Records from a dataset →
⟨
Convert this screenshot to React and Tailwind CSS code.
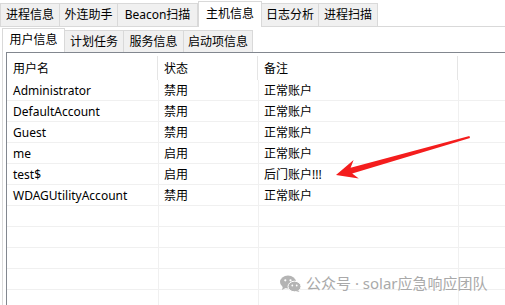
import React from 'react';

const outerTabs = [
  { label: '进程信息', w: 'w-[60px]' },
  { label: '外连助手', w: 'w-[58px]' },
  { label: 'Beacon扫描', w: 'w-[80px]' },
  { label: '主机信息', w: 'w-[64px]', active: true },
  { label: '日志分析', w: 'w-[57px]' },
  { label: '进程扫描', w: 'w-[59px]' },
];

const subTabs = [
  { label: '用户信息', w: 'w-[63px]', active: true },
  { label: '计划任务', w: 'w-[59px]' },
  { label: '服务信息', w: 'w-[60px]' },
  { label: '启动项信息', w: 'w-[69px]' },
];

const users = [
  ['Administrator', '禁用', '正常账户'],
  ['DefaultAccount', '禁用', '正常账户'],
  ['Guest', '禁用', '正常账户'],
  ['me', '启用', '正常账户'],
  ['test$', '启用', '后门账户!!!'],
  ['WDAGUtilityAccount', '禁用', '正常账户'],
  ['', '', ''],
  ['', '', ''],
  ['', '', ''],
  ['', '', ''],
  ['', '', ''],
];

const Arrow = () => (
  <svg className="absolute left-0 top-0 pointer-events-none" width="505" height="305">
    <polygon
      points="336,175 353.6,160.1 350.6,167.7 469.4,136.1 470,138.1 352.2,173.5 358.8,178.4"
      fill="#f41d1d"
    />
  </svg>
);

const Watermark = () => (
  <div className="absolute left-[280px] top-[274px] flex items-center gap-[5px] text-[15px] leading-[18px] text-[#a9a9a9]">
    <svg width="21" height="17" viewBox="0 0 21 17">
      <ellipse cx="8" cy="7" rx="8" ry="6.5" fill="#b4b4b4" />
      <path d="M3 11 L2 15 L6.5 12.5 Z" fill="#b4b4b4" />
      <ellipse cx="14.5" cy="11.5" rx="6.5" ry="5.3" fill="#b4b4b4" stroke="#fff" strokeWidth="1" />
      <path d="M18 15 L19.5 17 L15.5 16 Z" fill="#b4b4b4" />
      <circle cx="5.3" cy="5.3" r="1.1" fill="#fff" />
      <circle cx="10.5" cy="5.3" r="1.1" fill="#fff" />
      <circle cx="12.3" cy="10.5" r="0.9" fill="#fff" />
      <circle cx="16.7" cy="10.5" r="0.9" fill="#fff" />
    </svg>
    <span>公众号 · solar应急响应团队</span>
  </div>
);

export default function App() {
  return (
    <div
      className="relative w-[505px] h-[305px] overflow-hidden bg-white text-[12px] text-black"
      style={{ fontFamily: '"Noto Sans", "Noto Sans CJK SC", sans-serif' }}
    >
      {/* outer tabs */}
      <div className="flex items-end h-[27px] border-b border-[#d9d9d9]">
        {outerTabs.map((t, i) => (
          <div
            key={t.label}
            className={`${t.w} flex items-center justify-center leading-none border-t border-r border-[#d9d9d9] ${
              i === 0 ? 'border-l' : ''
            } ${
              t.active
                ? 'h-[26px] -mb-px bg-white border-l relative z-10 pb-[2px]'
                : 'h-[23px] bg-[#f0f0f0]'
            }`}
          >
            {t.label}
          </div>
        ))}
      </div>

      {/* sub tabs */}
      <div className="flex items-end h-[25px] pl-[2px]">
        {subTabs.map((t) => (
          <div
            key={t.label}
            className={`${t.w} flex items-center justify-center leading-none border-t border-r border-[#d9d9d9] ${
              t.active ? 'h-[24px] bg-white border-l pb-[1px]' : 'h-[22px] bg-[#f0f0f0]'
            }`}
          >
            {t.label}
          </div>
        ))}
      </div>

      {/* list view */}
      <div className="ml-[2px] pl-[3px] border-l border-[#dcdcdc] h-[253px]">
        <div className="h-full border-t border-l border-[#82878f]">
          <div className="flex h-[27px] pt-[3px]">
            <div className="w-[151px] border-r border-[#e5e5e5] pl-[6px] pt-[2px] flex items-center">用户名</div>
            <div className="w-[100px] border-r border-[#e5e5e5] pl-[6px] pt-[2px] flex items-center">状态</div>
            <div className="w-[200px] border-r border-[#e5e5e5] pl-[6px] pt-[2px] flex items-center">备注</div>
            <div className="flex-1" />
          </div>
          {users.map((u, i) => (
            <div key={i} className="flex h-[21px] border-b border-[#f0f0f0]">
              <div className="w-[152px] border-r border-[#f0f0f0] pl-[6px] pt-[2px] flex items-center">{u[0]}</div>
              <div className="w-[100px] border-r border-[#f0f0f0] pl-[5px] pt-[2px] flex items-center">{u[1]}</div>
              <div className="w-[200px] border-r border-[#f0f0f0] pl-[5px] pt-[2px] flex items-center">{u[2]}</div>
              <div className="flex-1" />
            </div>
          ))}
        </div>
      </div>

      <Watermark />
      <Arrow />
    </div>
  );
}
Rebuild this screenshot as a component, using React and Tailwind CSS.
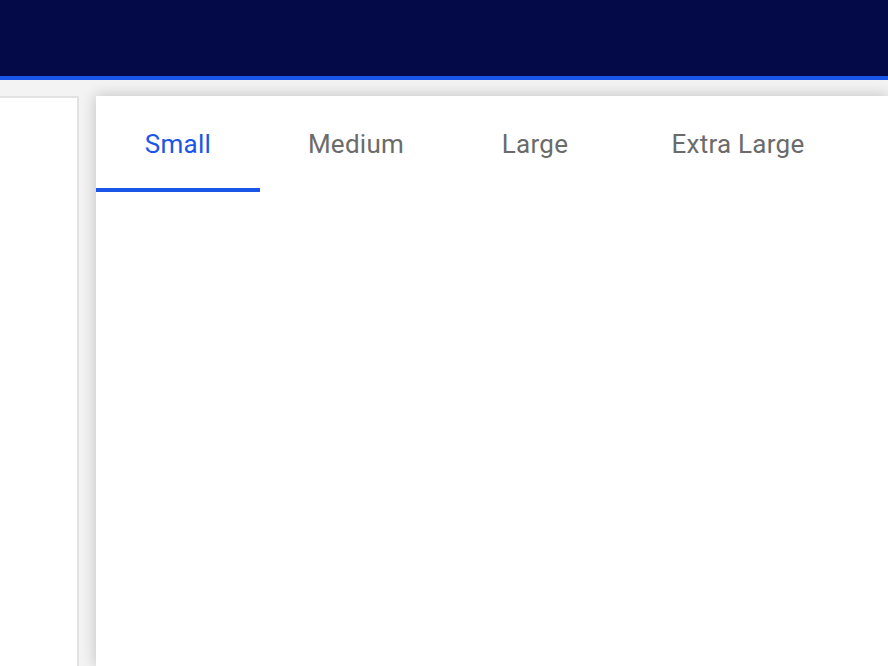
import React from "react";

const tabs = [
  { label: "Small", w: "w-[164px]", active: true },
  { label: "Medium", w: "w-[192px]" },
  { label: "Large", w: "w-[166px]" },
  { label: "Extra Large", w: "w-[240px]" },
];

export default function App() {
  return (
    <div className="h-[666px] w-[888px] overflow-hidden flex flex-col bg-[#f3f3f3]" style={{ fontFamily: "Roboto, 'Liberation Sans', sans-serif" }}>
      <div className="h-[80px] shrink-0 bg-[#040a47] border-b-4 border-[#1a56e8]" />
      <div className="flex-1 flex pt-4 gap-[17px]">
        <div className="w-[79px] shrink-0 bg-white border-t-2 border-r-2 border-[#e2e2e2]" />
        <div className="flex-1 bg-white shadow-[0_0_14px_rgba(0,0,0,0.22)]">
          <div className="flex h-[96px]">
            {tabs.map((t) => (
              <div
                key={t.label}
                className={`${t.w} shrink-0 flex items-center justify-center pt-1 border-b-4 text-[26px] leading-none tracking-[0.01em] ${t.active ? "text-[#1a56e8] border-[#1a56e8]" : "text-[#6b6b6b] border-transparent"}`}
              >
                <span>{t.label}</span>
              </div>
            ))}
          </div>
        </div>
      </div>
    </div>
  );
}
⟩
Write out the full set of lines verbatim, without the pictures.

EXERCISE RESPONSE →
Convert this screenshot to React and Tailwind CSS code.
import React from 'react';

const outerTabs = [
  { label: '进程信息', w: 'w-[60px]' },
  { label: '外连助手', w: 'w-[58px]' },
  { label: 'Beacon扫描', w: 'w-[80px]' },
  { label: '主机信息', w: 'w-[64px]', active: true },
  { label: '日志分析', w: 'w-[57px]' },
  { label: '进程扫描', w: 'w-[59px]' },
];

const subTabs = [
  { label: '用户信息', w: 'w-[63px]', active: true },
  { label: '计划任务', w: 'w-[59px]' },
  { label: '服务信息', w: 'w-[60px]' },
  { label: '启动项信息', w: 'w-[69px]' },
];

const users = [
  ['Administrator', '禁用', '正常账户'],
  ['DefaultAccount', '禁用', '正常账户'],
  ['Guest', '禁用', '正常账户'],
  ['me', '启用', '正常账户'],
  ['test$', '启用', '后门账户!!!'],
  ['WDAGUtilityAccount', '禁用', '正常账户'],
  ['', '', ''],
  ['', '', ''],
  ['', '', ''],
  ['', '', ''],
  ['', '', ''],
];

const Arrow = () => (
  <svg className="absolute left-0 top-0 pointer-events-none" width="505" height="305">
    <polygon
      points="336,175 353.6,160.1 350.6,167.7 469.4,136.1 470,138.1 352.2,173.5 358.8,178.4"
      fill="#f41d1d"
    />
  </svg>
);

const Watermark = () => (
  <div className="absolute left-[280px] top-[274px] flex items-center gap-[5px] text-[15px] leading-[18px] text-[#a9a9a9]">
    <svg width="21" height="17" viewBox="0 0 21 17">
      <ellipse cx="8" cy="7" rx="8" ry="6.5" fill="#b4b4b4" />
      <path d="M3 11 L2 15 L6.5 12.5 Z" fill="#b4b4b4" />
      <ellipse cx="14.5" cy="11.5" rx="6.5" ry="5.3" fill="#b4b4b4" stroke="#fff" strokeWidth="1" />
      <path d="M18 15 L19.5 17 L15.5 16 Z" fill="#b4b4b4" />
      <circle cx="5.3" cy="5.3" r="1.1" fill="#fff" />
      <circle cx="10.5" cy="5.3" r="1.1" fill="#fff" />
      <circle cx="12.3" cy="10.5" r="0.9" fill="#fff" />
      <circle cx="16.7" cy="10.5" r="0.9" fill="#fff" />
    </svg>
    <span>公众号 · solar应急响应团队</span>
  </div>
);

export default function App() {
  return (
    <div
      className="relative w-[505px] h-[305px] overflow-hidden bg-white text-[12px] text-black"
      style={{ fontFamily: '"Noto Sans", "Noto Sans CJK SC", sans-serif' }}
    >
      {/* outer tabs */}
      <div className="flex items-end h-[27px] border-b border-[#d9d9d9]">
        {outerTabs.map((t, i) => (
          <div
            key={t.label}
            className={`${t.w} flex items-center justify-center leading-none border-t border-r border-[#d9d9d9] ${
              i === 0 ? 'border-l' : ''
            } ${
              t.active
                ? 'h-[26px] -mb-px bg-white border-l relative z-10 pb-[2px]'
                : 'h-[23px] bg-[#f0f0f0]'
            }`}
          >
            {t.label}
          </div>
        ))}
      </div>

      {/* sub tabs */}
      <div className="flex items-end h-[25px] pl-[2px]">
        {subTabs.map((t) => (
          <div
            key={t.label}
            className={`${t.w} flex items-center justify-center leading-none border-t border-r border-[#d9d9d9] ${
              t.active ? 'h-[24px] bg-white border-l pb-[1px]' : 'h-[22px] bg-[#f0f0f0]'
            }`}
          >
            {t.label}
          </div>
        ))}
      </div>

      {/* list view */}
      <div className="ml-[2px] pl-[3px] border-l border-[#dcdcdc] h-[253px]">
        <div className="h-full border-t border-l border-[#82878f]">
          <div className="flex h-[27px] pt-[3px]">
            <div className="w-[151px] border-r border-[#e5e5e5] pl-[6px] pt-[2px] flex items-center">用户名</div>
            <div className="w-[100px] border-r border-[#e5e5e5] pl-[6px] pt-[2px] flex items-center">状态</div>
            <div className="w-[200px] border-r border-[#e5e5e5] pl-[6px] pt-[2px] flex items-center">备注</div>
            <div className="flex-1" />
          </div>
          {users.map((u, i) => (
            <div key={i} className="flex h-[21px] border-b border-[#f0f0f0]">
              <div className="w-[152px] border-r border-[#f0f0f0] pl-[6px] pt-[2px] flex items-center">{u[0]}</div>
              <div className="w-[100px] border-r border-[#f0f0f0] pl-[5px] pt-[2px] flex items-center">{u[1]}</div>
              <div className="w-[200px] border-r border-[#f0f0f0] pl-[5px] pt-[2px] flex items-center">{u[2]}</div>
              <div className="flex-1" />
            </div>
          ))}
        </div>
      </div>

      <Watermark />
      <Arrow />
    </div>
  );
}
Rebuild this screenshot as a component, using React and Tailwind CSS.
import React from "react";

const tabs = [
  { label: "Small", w: "w-[164px]", active: true },
  { label: "Medium", w: "w-[192px]" },
  { label: "Large", w: "w-[166px]" },
  { label: "Extra Large", w: "w-[240px]" },
];

export default function App() {
  return (
    <div className="h-[666px] w-[888px] overflow-hidden flex flex-col bg-[#f3f3f3]" style={{ fontFamily: "Roboto, 'Liberation Sans', sans-serif" }}>
      <div className="h-[80px] shrink-0 bg-[#040a47] border-b-4 border-[#1a56e8]" />
      <div className="flex-1 flex pt-4 gap-[17px]">
        <div className="w-[79px] shrink-0 bg-white border-t-2 border-r-2 border-[#e2e2e2]" />
        <div className="flex-1 bg-white shadow-[0_0_14px_rgba(0,0,0,0.22)]">
          <div className="flex h-[96px]">
            {tabs.map((t) => (
              <div
                key={t.label}
                className={`${t.w} shrink-0 flex items-center justify-center pt-1 border-b-4 text-[26px] leading-none tracking-[0.01em] ${t.active ? "text-[#1a56e8] border-[#1a56e8]" : "text-[#6b6b6b] border-transparent"}`}
              >
                <span>{t.label}</span>
              </div>
            ))}
          </div>
        </div>
      </div>
    </div>
  );
}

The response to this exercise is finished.